Since there aren’t enough hours in a day to cover all the necessary real-world miles that autonomous cars need in order to learn to drive themselves, developers are also relying on Grand Theft Auto V.
And no, it’s not because of Trevor’s antics or Michael’s self-righteous attitude or Franklin’s swagger. It’s simply because this video game has been chosen as a suitable simulation platform by researchers and engineers, looking to teach cars how to respond to different scenarios.
“Just relying on data from the roads is not practical,” said Davide Bacchet, in charge of the simulation effort for Nio, a startup looking to launch an autonomous electric car in the US by the year 2020.
“With simulation, you can run the same scenario over and over again for infinite times, then test it again.”
According to Autonews, researchers are now deriving algorithms from GTA 5 software that’s been tweaked for use in the fast-expanding self-driving sector.

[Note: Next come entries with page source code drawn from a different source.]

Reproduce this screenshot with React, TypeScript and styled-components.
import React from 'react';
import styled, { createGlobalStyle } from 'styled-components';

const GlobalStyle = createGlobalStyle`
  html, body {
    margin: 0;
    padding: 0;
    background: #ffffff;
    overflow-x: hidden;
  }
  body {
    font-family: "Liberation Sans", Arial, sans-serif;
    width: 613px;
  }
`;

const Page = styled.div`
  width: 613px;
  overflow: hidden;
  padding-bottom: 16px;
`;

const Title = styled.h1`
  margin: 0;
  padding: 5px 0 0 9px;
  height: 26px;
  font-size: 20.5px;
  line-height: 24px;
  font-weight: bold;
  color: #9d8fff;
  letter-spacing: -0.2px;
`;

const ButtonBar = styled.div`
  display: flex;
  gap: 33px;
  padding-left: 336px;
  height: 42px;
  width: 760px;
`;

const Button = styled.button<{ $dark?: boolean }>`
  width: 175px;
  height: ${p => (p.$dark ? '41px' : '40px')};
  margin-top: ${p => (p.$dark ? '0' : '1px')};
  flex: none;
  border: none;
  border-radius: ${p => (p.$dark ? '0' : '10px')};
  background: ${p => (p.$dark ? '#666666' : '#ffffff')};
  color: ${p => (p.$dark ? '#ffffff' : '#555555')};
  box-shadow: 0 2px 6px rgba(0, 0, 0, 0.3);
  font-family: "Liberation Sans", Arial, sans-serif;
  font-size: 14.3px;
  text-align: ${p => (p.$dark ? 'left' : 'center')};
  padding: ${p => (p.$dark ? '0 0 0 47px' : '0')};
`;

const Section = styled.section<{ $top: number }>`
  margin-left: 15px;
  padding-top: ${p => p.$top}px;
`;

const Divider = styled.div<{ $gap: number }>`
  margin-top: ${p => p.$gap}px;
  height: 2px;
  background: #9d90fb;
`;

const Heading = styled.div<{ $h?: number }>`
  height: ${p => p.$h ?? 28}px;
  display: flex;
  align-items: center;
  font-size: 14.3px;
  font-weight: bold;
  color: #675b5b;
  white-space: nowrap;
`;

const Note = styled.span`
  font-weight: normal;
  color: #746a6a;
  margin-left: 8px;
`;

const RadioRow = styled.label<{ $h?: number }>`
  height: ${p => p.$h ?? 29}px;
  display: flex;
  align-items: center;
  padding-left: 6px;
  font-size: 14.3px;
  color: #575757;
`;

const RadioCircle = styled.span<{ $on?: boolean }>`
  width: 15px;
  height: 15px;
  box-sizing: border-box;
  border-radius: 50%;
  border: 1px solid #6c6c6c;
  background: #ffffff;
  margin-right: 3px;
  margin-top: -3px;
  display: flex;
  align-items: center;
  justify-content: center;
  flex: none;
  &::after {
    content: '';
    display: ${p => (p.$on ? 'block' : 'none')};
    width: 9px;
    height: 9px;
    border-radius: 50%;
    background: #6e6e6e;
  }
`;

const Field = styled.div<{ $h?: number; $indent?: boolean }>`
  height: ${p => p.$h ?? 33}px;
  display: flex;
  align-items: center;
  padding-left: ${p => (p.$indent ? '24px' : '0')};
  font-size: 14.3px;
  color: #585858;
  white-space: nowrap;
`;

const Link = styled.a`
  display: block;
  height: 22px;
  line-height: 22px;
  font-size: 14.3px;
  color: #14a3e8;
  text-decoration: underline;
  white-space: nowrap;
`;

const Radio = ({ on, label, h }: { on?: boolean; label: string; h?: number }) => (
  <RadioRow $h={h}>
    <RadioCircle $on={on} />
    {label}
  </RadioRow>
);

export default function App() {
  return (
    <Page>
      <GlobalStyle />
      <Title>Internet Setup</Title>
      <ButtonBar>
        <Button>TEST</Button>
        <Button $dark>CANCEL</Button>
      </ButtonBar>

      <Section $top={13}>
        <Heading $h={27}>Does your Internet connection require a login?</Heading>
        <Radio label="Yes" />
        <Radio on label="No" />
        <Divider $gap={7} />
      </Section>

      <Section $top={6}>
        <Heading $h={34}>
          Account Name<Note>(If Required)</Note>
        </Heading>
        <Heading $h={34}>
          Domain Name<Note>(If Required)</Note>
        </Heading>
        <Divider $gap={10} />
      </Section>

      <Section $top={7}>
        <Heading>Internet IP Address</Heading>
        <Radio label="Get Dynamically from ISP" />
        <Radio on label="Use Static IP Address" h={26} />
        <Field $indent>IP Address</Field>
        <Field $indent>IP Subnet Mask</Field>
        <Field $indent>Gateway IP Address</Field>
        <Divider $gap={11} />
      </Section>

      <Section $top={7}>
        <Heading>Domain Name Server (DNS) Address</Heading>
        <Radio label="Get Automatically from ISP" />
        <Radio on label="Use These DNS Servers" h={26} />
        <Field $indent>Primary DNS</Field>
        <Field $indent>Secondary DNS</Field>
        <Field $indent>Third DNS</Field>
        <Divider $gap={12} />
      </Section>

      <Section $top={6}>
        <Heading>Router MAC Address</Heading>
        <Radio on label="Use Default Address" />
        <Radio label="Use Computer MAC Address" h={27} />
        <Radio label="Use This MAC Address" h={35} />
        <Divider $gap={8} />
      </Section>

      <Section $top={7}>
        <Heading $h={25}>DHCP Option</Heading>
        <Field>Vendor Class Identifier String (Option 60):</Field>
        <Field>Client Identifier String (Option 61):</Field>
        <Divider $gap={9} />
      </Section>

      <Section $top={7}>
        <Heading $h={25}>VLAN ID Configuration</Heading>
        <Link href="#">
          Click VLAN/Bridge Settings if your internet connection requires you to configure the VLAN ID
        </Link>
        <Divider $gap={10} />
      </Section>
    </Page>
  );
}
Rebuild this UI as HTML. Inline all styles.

In fact, GTA 5 offers approximately 262 types of vehicles, over 1,000 different unpredictable pedestrians and animals, 14 weather conditions and countless bridges, traffic signals, intersections and quite a few tunnels as well.
It may not be a perfect substitute for the real thing, but the city of Los Santos still makes for the “richest virtual environment that we could extract data from,” stated Alain Kornhauser, a Princeton University professor who advises the Princeton Autonomous Vehicle Engineering team.